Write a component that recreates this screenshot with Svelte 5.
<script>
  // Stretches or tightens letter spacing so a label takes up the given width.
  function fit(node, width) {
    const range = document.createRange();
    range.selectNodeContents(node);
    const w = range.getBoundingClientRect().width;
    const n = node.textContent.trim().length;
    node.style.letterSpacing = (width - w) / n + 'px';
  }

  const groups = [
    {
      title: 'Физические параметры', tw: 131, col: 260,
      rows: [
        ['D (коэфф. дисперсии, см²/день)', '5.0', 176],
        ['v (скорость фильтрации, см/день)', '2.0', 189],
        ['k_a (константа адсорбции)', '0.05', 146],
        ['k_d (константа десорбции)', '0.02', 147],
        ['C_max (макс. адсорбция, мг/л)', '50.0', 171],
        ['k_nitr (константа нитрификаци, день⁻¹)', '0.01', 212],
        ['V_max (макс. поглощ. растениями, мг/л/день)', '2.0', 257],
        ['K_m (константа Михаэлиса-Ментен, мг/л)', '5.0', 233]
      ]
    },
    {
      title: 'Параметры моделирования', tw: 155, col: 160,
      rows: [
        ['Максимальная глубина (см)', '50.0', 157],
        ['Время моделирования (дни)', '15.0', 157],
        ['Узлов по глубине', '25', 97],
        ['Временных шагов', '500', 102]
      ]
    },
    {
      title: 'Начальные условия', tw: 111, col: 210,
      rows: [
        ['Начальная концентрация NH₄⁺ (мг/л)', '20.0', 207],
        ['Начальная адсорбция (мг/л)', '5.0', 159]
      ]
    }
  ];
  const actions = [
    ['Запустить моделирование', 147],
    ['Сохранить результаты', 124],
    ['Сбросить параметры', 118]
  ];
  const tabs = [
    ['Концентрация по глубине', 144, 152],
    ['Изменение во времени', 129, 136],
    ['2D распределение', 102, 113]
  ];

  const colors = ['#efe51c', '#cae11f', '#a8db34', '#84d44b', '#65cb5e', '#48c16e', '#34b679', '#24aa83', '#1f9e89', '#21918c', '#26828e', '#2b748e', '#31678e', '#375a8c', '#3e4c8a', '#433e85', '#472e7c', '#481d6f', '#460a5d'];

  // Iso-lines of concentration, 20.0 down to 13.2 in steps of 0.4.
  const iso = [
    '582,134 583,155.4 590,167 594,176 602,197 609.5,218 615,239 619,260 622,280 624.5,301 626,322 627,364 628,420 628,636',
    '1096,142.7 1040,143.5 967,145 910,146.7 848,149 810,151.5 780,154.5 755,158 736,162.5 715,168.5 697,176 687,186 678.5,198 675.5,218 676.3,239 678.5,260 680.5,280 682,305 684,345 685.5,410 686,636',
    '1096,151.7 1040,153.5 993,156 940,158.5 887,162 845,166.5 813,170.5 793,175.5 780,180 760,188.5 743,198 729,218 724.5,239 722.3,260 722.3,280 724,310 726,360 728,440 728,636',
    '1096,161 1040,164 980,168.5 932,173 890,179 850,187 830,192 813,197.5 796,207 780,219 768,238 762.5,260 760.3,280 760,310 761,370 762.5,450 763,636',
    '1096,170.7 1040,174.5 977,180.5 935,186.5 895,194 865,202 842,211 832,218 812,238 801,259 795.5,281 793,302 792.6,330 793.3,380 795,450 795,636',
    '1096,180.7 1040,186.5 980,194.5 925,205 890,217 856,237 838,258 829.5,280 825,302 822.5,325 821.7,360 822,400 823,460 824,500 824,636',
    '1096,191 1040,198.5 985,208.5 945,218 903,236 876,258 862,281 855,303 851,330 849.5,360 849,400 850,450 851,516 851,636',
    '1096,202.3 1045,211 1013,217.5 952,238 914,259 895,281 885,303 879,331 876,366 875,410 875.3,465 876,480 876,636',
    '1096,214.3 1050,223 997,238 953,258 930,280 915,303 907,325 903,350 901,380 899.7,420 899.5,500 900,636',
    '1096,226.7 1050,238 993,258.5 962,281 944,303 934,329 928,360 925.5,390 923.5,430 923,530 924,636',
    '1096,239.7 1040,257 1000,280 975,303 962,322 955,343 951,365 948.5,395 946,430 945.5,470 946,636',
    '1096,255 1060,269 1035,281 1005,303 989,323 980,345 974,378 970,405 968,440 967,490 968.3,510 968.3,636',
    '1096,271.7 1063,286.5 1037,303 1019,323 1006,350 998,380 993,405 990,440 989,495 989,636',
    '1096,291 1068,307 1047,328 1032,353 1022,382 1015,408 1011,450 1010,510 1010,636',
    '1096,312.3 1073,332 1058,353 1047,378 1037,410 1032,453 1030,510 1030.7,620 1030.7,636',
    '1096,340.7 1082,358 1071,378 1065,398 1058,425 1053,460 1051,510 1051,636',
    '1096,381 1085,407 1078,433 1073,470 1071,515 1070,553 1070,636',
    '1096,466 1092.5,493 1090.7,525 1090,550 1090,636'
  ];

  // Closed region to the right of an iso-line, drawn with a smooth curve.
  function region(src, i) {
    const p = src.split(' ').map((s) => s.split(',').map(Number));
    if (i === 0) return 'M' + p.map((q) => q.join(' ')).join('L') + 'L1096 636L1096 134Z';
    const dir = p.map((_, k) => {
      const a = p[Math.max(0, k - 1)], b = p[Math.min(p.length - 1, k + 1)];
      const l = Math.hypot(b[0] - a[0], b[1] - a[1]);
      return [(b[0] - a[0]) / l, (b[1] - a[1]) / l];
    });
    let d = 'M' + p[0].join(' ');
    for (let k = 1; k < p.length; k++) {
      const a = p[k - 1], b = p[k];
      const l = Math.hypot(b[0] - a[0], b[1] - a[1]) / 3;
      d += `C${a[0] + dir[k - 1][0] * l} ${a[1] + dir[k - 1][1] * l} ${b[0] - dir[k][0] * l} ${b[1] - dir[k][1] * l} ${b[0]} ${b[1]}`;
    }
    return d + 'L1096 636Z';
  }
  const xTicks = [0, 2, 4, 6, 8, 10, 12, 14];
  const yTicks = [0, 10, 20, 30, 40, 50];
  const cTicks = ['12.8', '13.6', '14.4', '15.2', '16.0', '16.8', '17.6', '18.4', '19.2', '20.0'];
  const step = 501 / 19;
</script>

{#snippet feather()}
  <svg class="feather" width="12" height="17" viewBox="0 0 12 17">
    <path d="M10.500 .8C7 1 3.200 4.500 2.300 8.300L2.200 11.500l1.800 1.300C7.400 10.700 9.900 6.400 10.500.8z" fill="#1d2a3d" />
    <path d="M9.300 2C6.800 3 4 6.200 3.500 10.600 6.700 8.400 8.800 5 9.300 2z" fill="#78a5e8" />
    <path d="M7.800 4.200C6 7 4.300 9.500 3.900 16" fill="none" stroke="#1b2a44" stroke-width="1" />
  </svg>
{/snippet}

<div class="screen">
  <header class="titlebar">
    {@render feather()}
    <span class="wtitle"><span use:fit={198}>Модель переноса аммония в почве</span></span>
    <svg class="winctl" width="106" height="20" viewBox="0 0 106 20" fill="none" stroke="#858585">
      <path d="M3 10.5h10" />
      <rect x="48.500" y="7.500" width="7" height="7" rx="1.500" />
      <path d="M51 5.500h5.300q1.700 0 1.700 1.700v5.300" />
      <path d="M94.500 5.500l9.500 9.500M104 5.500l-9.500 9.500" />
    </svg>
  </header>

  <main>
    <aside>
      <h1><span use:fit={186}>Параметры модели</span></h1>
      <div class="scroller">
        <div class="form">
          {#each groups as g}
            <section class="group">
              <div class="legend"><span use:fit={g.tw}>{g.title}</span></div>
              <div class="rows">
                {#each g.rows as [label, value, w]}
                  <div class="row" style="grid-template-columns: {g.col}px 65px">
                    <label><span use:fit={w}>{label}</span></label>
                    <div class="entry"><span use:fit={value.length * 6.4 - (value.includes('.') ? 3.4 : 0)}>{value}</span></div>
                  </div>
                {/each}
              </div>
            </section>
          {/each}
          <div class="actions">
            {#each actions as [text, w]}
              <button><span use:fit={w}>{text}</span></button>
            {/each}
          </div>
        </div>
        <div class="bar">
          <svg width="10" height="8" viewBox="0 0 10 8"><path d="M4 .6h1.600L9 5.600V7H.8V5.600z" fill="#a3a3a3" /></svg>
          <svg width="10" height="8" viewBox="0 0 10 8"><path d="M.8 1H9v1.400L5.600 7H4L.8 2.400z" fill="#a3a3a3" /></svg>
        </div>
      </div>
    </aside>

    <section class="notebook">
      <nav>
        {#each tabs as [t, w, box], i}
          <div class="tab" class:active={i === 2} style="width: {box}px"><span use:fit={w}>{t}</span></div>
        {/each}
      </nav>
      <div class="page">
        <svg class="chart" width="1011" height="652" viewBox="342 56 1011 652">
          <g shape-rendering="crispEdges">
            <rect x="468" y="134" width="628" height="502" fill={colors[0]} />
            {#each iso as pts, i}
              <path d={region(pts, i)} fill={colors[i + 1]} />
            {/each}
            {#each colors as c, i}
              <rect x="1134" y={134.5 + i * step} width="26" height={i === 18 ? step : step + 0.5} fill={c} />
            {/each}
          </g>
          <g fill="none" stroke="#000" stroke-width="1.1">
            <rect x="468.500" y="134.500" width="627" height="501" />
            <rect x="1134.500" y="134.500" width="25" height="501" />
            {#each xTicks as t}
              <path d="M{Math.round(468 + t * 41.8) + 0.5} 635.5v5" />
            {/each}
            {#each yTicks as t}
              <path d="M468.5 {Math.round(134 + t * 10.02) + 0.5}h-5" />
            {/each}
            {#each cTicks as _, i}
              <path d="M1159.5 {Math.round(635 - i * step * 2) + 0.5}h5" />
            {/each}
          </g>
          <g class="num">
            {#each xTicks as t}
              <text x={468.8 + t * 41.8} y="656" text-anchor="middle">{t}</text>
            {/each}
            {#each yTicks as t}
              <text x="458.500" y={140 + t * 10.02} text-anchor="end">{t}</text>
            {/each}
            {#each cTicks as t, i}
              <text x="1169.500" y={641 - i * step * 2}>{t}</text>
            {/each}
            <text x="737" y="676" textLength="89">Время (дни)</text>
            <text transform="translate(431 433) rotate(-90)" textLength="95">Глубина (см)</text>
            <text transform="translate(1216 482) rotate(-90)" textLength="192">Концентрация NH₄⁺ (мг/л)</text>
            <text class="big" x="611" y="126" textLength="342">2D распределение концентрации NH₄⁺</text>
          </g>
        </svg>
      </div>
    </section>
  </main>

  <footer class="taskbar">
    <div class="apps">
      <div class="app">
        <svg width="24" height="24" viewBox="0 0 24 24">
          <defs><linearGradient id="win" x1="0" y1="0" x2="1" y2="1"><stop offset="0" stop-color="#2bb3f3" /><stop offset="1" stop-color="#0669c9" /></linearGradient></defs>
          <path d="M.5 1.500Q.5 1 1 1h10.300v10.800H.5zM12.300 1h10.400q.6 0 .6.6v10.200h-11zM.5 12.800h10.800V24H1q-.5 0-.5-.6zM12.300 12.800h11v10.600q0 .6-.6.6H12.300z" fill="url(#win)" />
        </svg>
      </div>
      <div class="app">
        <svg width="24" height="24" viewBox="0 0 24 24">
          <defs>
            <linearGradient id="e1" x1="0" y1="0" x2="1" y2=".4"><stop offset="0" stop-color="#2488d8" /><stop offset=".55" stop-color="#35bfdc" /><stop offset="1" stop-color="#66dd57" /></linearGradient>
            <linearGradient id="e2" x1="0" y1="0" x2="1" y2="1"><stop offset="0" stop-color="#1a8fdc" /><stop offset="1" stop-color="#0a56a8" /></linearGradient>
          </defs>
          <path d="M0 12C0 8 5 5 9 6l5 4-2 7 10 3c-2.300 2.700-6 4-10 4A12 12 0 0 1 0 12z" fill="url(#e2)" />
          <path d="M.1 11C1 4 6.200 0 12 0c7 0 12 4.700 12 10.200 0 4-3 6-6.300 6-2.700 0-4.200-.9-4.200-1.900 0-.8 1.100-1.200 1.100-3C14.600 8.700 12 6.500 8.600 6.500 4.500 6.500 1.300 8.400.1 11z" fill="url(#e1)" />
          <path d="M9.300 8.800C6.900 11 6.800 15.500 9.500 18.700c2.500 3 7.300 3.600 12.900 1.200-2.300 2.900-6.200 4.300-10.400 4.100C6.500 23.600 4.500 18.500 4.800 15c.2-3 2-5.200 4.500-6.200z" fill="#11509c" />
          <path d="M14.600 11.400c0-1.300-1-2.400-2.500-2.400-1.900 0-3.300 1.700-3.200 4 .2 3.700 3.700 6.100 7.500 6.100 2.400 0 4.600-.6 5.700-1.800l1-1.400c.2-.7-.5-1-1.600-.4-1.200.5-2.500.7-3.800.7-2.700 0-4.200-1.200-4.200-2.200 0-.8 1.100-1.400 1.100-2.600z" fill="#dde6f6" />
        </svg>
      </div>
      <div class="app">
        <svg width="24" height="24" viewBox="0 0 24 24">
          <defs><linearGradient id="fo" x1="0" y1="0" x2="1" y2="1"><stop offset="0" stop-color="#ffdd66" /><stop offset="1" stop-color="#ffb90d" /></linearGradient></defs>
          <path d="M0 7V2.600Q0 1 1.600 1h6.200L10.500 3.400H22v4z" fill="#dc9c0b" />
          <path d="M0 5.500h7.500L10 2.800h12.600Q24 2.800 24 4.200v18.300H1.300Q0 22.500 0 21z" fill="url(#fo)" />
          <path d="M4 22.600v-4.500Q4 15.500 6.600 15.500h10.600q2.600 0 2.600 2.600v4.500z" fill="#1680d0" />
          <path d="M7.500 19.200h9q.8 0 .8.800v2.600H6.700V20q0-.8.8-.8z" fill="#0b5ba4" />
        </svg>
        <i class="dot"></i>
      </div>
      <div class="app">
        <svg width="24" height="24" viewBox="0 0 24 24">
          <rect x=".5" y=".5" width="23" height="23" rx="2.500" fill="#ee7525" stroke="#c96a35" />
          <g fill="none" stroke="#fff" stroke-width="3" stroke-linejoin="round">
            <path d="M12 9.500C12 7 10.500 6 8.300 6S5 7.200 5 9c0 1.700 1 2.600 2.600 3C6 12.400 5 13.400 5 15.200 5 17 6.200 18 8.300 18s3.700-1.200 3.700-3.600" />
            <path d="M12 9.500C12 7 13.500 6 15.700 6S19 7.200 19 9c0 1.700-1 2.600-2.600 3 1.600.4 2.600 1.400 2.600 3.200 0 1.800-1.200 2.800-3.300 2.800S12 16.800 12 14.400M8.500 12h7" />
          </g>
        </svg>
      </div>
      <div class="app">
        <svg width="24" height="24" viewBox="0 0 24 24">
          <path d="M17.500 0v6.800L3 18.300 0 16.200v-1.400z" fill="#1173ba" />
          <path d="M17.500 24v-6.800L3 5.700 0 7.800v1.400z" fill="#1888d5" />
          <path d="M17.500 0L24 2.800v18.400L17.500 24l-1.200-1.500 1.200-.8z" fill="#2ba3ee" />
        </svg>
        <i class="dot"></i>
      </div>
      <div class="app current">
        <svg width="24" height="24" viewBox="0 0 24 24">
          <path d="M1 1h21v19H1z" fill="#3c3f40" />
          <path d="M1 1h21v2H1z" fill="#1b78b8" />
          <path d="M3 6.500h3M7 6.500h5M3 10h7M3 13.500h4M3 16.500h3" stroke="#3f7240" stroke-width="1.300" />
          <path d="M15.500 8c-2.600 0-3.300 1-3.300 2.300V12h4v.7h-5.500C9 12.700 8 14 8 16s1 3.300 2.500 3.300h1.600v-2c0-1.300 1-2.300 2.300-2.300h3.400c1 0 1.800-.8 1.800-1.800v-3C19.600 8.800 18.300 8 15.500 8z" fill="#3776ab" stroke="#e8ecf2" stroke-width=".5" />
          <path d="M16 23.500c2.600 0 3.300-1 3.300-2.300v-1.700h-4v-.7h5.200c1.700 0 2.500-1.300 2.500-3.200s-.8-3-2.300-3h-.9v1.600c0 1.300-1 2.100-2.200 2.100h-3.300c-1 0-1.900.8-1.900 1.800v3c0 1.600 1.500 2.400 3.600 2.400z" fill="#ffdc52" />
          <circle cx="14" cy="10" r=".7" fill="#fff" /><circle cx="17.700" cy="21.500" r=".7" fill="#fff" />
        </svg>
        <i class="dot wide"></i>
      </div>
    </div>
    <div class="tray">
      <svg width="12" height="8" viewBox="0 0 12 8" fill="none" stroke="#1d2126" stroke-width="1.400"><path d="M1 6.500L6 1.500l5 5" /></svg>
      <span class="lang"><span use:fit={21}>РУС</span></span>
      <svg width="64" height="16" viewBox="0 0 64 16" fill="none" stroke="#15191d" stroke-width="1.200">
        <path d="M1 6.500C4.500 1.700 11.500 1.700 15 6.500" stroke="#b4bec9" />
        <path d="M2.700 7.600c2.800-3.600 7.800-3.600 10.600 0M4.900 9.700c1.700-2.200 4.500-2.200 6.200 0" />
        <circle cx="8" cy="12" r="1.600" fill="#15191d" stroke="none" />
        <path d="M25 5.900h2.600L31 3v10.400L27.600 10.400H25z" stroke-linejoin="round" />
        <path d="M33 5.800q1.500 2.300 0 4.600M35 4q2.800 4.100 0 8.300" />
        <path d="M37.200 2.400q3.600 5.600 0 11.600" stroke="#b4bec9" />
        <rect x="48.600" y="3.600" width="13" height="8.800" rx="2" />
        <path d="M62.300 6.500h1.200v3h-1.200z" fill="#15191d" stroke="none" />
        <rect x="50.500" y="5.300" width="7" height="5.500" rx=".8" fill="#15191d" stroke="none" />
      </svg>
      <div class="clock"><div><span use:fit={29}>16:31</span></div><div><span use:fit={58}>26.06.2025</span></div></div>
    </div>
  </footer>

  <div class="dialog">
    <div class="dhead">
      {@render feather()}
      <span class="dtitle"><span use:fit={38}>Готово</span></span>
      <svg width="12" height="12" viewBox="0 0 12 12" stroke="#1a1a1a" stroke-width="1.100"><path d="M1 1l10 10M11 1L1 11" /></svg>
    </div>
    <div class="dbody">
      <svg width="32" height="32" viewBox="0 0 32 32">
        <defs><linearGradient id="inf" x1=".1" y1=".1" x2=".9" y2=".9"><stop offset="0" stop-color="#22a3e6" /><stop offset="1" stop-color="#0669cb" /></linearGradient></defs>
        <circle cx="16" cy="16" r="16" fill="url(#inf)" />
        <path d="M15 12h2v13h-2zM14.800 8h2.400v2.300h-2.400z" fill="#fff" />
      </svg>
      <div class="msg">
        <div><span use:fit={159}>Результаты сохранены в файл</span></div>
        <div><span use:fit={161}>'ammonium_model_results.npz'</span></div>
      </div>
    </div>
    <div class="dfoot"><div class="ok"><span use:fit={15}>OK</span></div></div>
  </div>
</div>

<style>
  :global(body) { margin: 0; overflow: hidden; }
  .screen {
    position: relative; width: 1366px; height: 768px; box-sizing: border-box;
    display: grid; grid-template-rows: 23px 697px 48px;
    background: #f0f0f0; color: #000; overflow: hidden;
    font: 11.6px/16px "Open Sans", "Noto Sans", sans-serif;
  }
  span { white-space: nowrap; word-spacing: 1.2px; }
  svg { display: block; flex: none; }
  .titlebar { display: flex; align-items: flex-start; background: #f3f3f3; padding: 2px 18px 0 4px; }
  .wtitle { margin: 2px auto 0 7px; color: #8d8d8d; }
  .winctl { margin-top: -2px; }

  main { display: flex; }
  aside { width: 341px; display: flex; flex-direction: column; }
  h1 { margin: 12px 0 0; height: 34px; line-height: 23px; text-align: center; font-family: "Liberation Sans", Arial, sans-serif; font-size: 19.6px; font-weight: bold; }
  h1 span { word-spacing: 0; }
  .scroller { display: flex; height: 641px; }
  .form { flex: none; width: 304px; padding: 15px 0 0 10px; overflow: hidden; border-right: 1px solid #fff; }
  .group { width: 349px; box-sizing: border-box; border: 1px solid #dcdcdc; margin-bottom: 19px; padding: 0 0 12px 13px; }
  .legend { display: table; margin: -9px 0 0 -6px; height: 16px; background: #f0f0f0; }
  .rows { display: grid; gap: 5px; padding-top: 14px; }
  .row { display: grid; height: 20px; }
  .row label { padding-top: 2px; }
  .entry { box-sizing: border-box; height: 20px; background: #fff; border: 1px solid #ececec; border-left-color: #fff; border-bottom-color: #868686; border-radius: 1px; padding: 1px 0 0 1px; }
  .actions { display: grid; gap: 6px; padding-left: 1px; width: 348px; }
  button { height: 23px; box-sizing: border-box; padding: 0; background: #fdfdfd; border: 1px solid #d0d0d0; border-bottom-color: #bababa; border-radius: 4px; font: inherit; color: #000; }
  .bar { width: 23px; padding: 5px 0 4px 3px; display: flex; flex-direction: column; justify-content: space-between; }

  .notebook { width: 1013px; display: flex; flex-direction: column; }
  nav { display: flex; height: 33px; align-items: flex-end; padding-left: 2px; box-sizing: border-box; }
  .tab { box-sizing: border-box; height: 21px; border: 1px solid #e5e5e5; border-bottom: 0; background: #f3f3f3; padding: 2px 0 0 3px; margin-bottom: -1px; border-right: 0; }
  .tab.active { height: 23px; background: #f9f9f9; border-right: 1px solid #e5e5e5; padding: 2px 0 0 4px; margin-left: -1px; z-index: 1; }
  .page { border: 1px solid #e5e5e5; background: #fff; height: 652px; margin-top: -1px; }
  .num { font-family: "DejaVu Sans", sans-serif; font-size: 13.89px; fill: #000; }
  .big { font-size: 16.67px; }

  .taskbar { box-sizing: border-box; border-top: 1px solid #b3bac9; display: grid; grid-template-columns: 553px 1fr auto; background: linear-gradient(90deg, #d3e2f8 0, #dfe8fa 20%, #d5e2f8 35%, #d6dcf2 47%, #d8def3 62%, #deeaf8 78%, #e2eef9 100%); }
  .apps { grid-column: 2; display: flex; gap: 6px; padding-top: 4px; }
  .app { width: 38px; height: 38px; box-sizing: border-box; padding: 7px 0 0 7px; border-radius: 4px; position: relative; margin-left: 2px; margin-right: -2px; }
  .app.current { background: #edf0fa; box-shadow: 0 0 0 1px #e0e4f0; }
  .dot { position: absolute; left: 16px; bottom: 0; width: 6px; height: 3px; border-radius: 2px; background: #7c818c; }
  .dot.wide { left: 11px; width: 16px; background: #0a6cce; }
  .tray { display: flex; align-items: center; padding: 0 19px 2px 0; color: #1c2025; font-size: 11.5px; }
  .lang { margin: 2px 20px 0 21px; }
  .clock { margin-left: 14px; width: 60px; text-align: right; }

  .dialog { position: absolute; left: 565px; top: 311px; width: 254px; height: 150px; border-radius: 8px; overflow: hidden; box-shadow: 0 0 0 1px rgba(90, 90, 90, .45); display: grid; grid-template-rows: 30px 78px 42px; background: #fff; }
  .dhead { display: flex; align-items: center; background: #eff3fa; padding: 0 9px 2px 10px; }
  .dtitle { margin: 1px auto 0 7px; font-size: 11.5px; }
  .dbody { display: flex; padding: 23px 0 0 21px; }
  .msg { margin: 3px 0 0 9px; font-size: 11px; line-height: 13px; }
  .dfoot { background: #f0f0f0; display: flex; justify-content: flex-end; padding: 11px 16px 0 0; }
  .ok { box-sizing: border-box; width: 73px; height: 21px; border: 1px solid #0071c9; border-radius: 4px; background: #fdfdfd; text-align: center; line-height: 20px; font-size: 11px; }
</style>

* Objective
Find each line holding the string "with" and copy it out.

* Solution for this task
Write a component that recreates this screenshot with Svelte 5.
  // Closed region to the right of an iso-line, drawn with a smooth curve.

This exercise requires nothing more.